Libertarians find the most important distinction to be whether something is coercive or voluntary. Let’s say that the U.S. Government became more like Digg in terms of the directness of democracy. For example, laws could be submitted by anyone, enough votes would get a law up for general consideration and then everyone would directly vote up or down on the law.

As interesting as this might be, this would not address the core issue. However they got voted in, the laws would still apply to everyone, whether they had voted for them or not, whether they even support the existence of the state or not.

The ultimate libertarian solution to political organization would dispense with coercion altogether. The rules of a neighborhood would only be what the property owners of the community wanted them to be. There would be no “taxes," only purchase of property (possibly with certain restrictions on the use of that property), goods or services that individuals “dugg."

When President Bush talks about spreading democracy he isn’t talking about Digg democracy, where people can vote every day or even every minute for the things they want and are free to simply ignore the results altogether if they choose. He is talking about political democracy where, let’s be frank, a pretense of “we’re ruling ourselves” is used as a cover for the ruling class to steal, tyrannize and start wars just as they always do.

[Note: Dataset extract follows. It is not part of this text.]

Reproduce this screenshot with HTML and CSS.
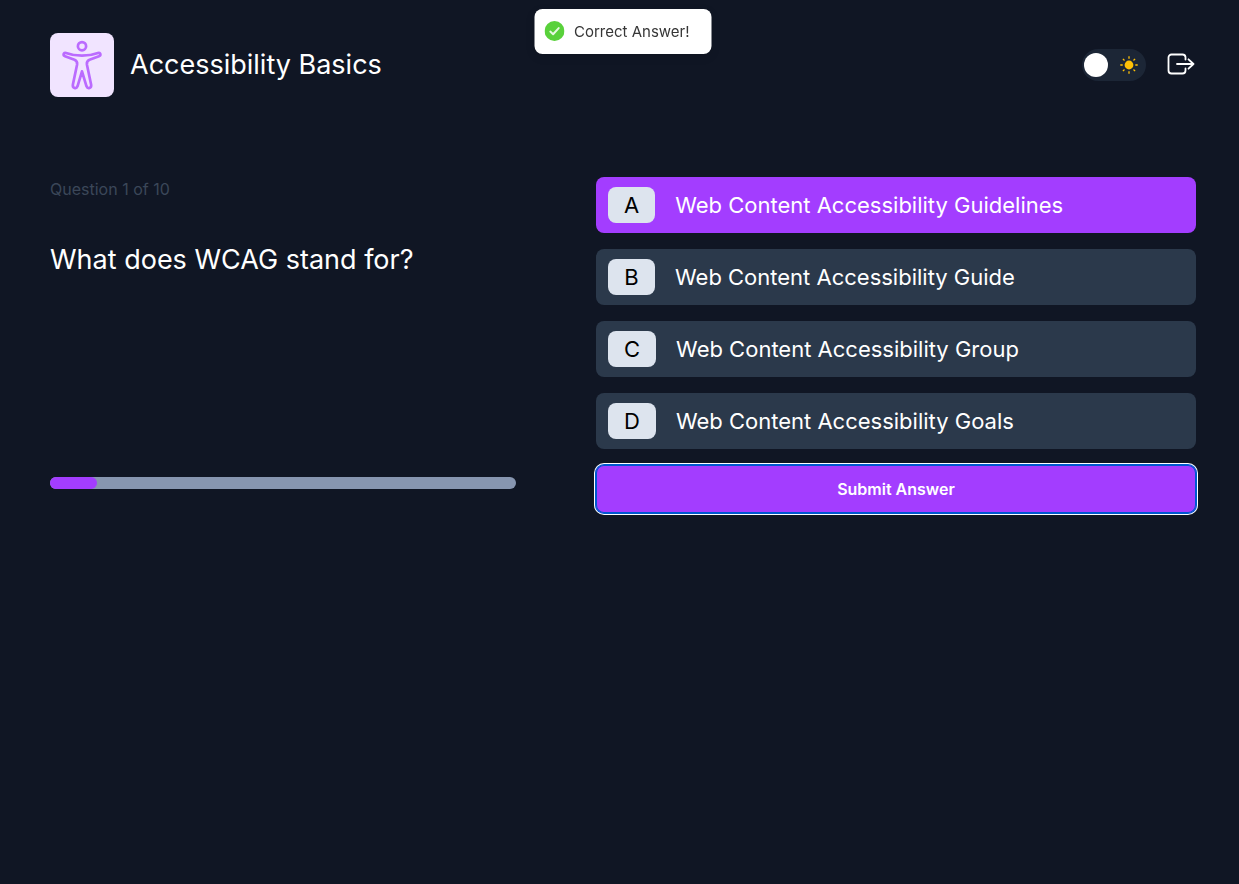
FILE: index.html
```html
<!DOCTYPE html>
<html lang="en">
<head>
  <meta charset="utf-8">
  <meta name="viewport" content="width=device-width, initial-scale=1">
  <title>Accessibility Basics</title>
  <link rel="stylesheet" href="styles.css">
</head>
<body>
  <div class="toast" role="status">
    <svg class="toast-icon" viewBox="0 0 20 20" aria-hidden="true">
      <circle cx="10" cy="10" r="10" fill="#59d13b"/>
      <path d="M5.800 10.600 8.600 13.200 14.200 7.100" fill="none" stroke="#e6f9e0" stroke-width="2" stroke-linecap="round" stroke-linejoin="round"/>
    </svg>
    <span>Correct Answer!</span>
  </div>

  <header class="header">
    <div class="brand">
      <svg class="brand-icon" viewBox="0 0 64 64" aria-hidden="true">
        <g fill="none" stroke="#bb6bff" stroke-width="2.700" stroke-linejoin="round" stroke-linecap="round">
          <circle cx="32" cy="13.200" r="4.100"/>
          <path d="M16 20C21 21.900 26.500 22.700 32 22.700S43 21.900 48 20C50.400 19.100 51.400 22.300 49 23.200L39.500 26.700C37.300 27.600 36.600 29.200 36.900 31.500L41.100 51.500C41.800 55.200 37.700 56.300 36.500 53.300L32 38.300 27.500 53.300C26.300 56.300 22.200 55.200 22.900 51.500L27.100 31.500C27.400 29.200 26.700 27.600 24.500 26.700L15 23.200C12.600 22.300 13.600 19.100 16 20Z"/>
        </g>
      </svg>
      <h1 class="brand-title">Accessibility Basics</h1>
    </div>
    <div class="actions">
      <label class="switch">
        <input class="switch-input" type="checkbox" role="switch" aria-label="Light theme">
        <span class="switch-knob"></span>
        <svg class="switch-sun" viewBox="0 0 18 18" aria-hidden="true">
          <circle cx="9" cy="9" r="4.400" fill="#ffc107"/>
          <path d="M9 .3V2.700M9 15.300V17.700M.3 9H2.700M15.300 9H17.700M2.900 2.900 4.500 4.500M13.500 13.500 15.100 15.100M2.900 15.100 4.500 13.500M13.500 4.500 15.100 2.900" fill="none" stroke="#ffc107" stroke-width="1.300"/>
        </svg>
      </label>
      <button class="exit" type="button" aria-label="Log out">
        <svg class="exit-icon" viewBox="0 0 28 22" aria-hidden="true">
          <path d="M18.500 6.500V4A3 3 0 0 0 15.500 1.500H4.500A3 3 0 0 0 1.500 4.500V17.500A3 3 0 0 0 4.500 20.500H15.500A3 3 0 0 0 18.500 17.500V15.500M10 11H26.500M21.500 6.300 26.500 11 21.500 15.700" fill="none" stroke="#fff" stroke-width="1.800" stroke-linecap="round" stroke-linejoin="round"/>
        </svg>
      </button>
    </div>
  </header>

  <main class="quiz">
    <section class="question">
      <div>
        <p class="question-count">Question 1 of 10</p>
        <h2 class="question-text" id="question">What does WCAG stand for?</h2>
      </div>
      <div class="progress" role="progressbar" aria-label="Quiz progress" aria-valuemin="0" aria-valuemax="10" aria-valuenow="1">
        <div class="progress-fill" style="width: 10%"></div>
      </div>
    </section>

    <form class="answers" aria-labelledby="question">
      <label class="option">
        <input class="option-input" type="radio" name="answer" value="a" checked>
        <span class="option-key">A</span>
        <span>Web Content Accessibility Guidelines</span>
      </label>
      <label class="option">
        <input class="option-input" type="radio" name="answer" value="b">
        <span class="option-key">B</span>
        <span>Web Content Accessibility Guide</span>
      </label>
      <label class="option">
        <input class="option-input" type="radio" name="answer" value="c">
        <span class="option-key">C</span>
        <span>Web Content Accessibility Group</span>
      </label>
      <label class="option">
        <input class="option-input" type="radio" name="answer" value="d">
        <span class="option-key">D</span>
        <span>Web Content Accessibility Goals</span>
      </label>
      <button class="submit" type="button">Submit Answer</button>
    </form>
  </main>
</body>
</html>
```

FILE: styles.css
```css
* {
  box-sizing: border-box;
}

body {
  margin: 0;
  padding: 33px 43px 33px 50px;
  min-height: 100vh;
  background: #101624;
  color: #fff;
  font-family: Inter, "Liberation Sans", sans-serif;
  font-size: 16px;
}

.toast {
  position: fixed;
  top: 9px;
  left: 50%;
  transform: translateX(-50%);
  display: flex;
  align-items: center;
  gap: 10px;
  min-width: 177px;
  height: 45px;
  margin-left: 3px;
  padding: 0 20px 1px 10px;
  border-radius: 8px;
  background: #fff;
  color: #363636;
  font-size: 15px;
  white-space: nowrap;
  box-shadow: 0 3px 10px rgba(0, 0, 0, 0.1);
}

.toast-icon {
  width: 20px;
  height: 20px;
}

.header,
.brand,
.actions {
  display: flex;
  align-items: center;
}

.header {
  justify-content: space-between;
}

.brand {
  gap: 16px;
}

.brand-icon {
  width: 64px;
  height: 64px;
  border-radius: 8px;
  background: #f1e4ff;
}

.brand-title,
.question-text {
  margin: 0;
  font-size: 27px;
  line-height: 36px;
  font-weight: 400;
}

.actions {
  gap: 20px;
}

.switch {
  position: relative;
  display: flex;
  align-items: center;
  justify-content: space-between;
  width: 64px;
  height: 32px;
  padding: 0 8px 0 2px;
  border-radius: 16px;
  background: #1c2636;
}

.switch-input,
.option-input {
  position: absolute;
  inset: 0;
  margin: 0;
  width: 100%;
  height: 100%;
  opacity: 0;
  cursor: pointer;
}

.switch-knob {
  width: 24px;
  height: 24px;
  border-radius: 50%;
  background: #fff;
}

.switch-sun {
  width: 18px;
  height: 18px;
}

.exit {
  display: flex;
  padding: 0 1px 2px;
  border: 0;
  background: none;
}

.exit-icon {
  width: 28px;
  height: 22px;
}

.quiz {
  display: grid;
  grid-template-columns: minmax(0, 466fr) minmax(0, 600fr);
  gap: 80px;
  margin-top: 80px;
}

.question {
  display: flex;
  flex-direction: column;
  justify-content: space-between;
  padding-bottom: 24px;
}

.question-count {
  margin: 0 0 41px;
  color: #3b4759;
  font-size: 16px;
  line-height: 24px;
}

.progress {
  height: 12px;
  border-radius: 6px;
  background: #8796b0;
}

.progress-fill {
  height: 100%;
  border-radius: 6px;
  background: #a33dff;
}

.answers {
  display: flex;
  flex-direction: column;
  gap: 16px;
}

.option {
  position: relative;
  display: flex;
  align-items: center;
  gap: 20px;
  min-height: 56px;
  padding: 10px 12px;
  border-radius: 8px;
  background: #2b394b;
  font-size: 22px;
  line-height: 36px;
}

.option:has(.option-input:checked) {
  background: #a33dff;
}

.option-key {
  min-width: 47px;
  padding: 0 16px;
  border-radius: 8px;
  background: #dde4ee;
  color: #000;
  text-align: center;
}

.submit {
  height: 48px;
  border: 0;
  border-radius: 8px;
  background: #a33dff;
  color: #fff;
  font: 600 16px Inter, "Liberation Sans", sans-serif;
  box-shadow: inset 0 0 0 1px #0058d0, 0 0 0 1px #0058d0, 0 0 0 2px #fff;
}
```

What we get a tantalizing taste of with Digg might properly be called “participatory democracy” in the political sphere. While participatory democracy is a notion generally associated with the Left, Rothbard endorsed the concept as libertarian, properly understood:

In the broadest sense, the idea of “participatory democracy” is profoundly individualist and libertarian: for it means that each individual, even the poorest and the most humble, should have the right to full control over the decisions that affect his own life.